I'm no film expert--I'm not even a maven, really--so film allusions aren't what springs most readily to mind for me when I'm reading. Still, the first title in italics charge of the light brigade was a hint, as was  the saloon door and, eventually, the names of the actors. The description of the projector (never named as such) helped, too: "a very thick lens, and it had just one eyelid around it [ . . ]. And out of this eye came a tiny speck of dust that got bigger and bigger, and then the eye saw that pinch of dust turn into a house" (Kalpa Imperial, Trans. Le Guin, p. 230).

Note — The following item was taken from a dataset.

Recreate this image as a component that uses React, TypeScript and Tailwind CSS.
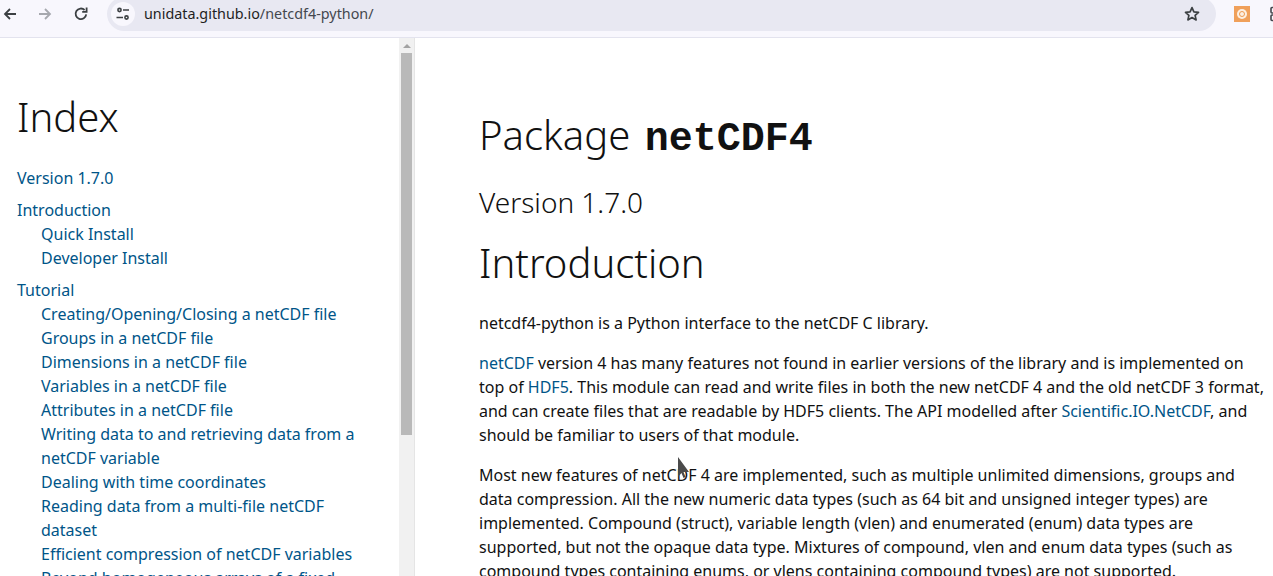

Gorodischer adapts iconic actors' names to Spanish pronunciation: Kirdaglass, Marillín, Marlenditrij, Betedeivis, Briyibardó, Jedilamar. Good (if transplanted) Midwesterner that I am, I read KUR-duh-GLASS the first time or two, then had my little ah hah! moment: Kirk Douglass. Remember, I'm reading the English. Le Guin has kept the spelling of Gorodsicher's invented names. That seems appropriate. The names are distorted and re-imagined within the novel; their importance stems, in part, from the distance between the original name and the actors'/characters' form--and function--in Gorodsicher's tale. Still, I wonder about the availability of the code to the monolingual English reader, who might not trace Jedilamar back to Hedy Lamarr.

I haven't done the scene justice, thinking mainly about sound and about cross-language adaptation. There's more here. It's a multi-layered code one that includes the names of the actors, the conventions of cinema, the conventions of story-telling. Check out the novel itself, in either English or Spanish (or both!)

Gorodischer, Angélica. Kalpa Imperial. Various editions, most recently Buenos Aires: Emecé, 2001.
---. Kalpa Imperial: The Greatest Empire That Never Was. Trans. Ursula K. Le Guin. Northampton, MA: Small Beer Press, 2003.